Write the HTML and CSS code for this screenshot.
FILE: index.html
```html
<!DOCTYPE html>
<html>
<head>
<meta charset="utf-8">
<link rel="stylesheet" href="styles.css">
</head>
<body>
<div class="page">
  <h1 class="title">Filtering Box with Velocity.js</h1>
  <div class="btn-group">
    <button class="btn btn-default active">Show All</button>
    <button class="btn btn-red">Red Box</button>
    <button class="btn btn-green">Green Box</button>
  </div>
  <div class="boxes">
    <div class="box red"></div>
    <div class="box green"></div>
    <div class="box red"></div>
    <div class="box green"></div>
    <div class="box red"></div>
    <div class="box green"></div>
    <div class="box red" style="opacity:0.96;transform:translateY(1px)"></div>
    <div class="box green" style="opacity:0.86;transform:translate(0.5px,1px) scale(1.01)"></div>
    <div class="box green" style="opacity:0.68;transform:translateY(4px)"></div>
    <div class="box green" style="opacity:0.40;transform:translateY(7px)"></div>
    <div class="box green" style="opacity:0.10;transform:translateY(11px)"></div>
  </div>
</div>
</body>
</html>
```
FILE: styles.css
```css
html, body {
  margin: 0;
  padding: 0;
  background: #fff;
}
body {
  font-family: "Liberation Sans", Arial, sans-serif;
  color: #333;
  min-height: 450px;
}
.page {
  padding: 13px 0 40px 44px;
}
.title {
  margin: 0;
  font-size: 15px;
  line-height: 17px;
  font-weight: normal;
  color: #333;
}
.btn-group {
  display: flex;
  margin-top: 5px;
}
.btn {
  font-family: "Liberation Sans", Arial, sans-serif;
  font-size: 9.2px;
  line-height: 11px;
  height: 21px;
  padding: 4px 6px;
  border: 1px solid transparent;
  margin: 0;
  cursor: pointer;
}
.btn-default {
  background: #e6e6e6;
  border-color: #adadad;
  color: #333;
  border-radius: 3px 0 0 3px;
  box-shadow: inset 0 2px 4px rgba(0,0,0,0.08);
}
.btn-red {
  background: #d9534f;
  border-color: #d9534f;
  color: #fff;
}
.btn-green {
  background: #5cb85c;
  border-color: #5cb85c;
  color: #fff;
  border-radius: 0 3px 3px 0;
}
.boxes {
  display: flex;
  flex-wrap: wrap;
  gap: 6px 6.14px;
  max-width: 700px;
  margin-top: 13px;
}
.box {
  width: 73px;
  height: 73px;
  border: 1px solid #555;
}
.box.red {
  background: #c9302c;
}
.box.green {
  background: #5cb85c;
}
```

■ WORK INSTRUCTIONS
Transcribe every line of the data, exactly as it stands.

■ WRITTEN SOLUTION
Write the HTML and CSS code for this screenshot.
FILE: index.html
```html
<!DOCTYPE html>
<html>
<head>
<meta charset="utf-8">
<link rel="stylesheet" href="styles.css">
</head>
<body>
<div class="page">
  <h1 class="title">Filtering Box with Velocity.js</h1>
  <div class="btn-group">
    <button class="btn btn-default active">Show All</button>
    <button class="btn btn-red">Red Box</button>
    <button class="btn btn-green">Green Box</button>
  </div>
  <div class="boxes">
    <div class="box red"></div>
    <div class="box green"></div>
    <div class="box red"></div>
    <div class="box green"></div>
    <div class="box red"></div>
    <div class="box green"></div>
    <div class="box red" style="opacity:0.96;transform:translateY(1px)"></div>
    <div class="box green" style="opacity:0.86;transform:translate(0.5px,1px) scale(1.01)"></div>
    <div class="box green" style="opacity:0.68;transform:translateY(4px)"></div>
    <div class="box green" style="opacity:0.40;transform:translateY(7px)"></div>
    <div class="box green" style="opacity:0.10;transform:translateY(11px)"></div>
  </div>
</div>
</body>
</html>
```
FILE: styles.css
```css
html, body {
  margin: 0;
  padding: 0;
  background: #fff;
}
body {
  font-family: "Liberation Sans", Arial, sans-serif;
  color: #333;
  min-height: 450px;
}
.page {
  padding: 13px 0 40px 44px;
}
.title {
  margin: 0;
  font-size: 15px;
  line-height: 17px;
  font-weight: normal;
  color: #333;
}
.btn-group {
  display: flex;
  margin-top: 5px;
}
.btn {
  font-family: "Liberation Sans", Arial, sans-serif;
  font-size: 9.2px;
  line-height: 11px;
  height: 21px;
  padding: 4px 6px;
  border: 1px solid transparent;
  margin: 0;
  cursor: pointer;
}
.btn-default {
  background: #e6e6e6;
  border-color: #adadad;
  color: #333;
  border-radius: 3px 0 0 3px;
  box-shadow: inset 0 2px 4px rgba(0,0,0,0.08);
}
.btn-red {
  background: #d9534f;
  border-color: #d9534f;
  color: #fff;
}
.btn-green {
  background: #5cb85c;
  border-color: #5cb85c;
  color: #fff;
  border-radius: 0 3px 3px 0;
}
.boxes {
  display: flex;
  flex-wrap: wrap;
  gap: 6px 6.14px;
  max-width: 700px;
  margin-top: 13px;
}
.box {
  width: 73px;
  height: 73px;
  border: 1px solid #555;
}
.box.red {
  background: #c9302c;
}
.box.green {
  background: #5cb85c;
}
```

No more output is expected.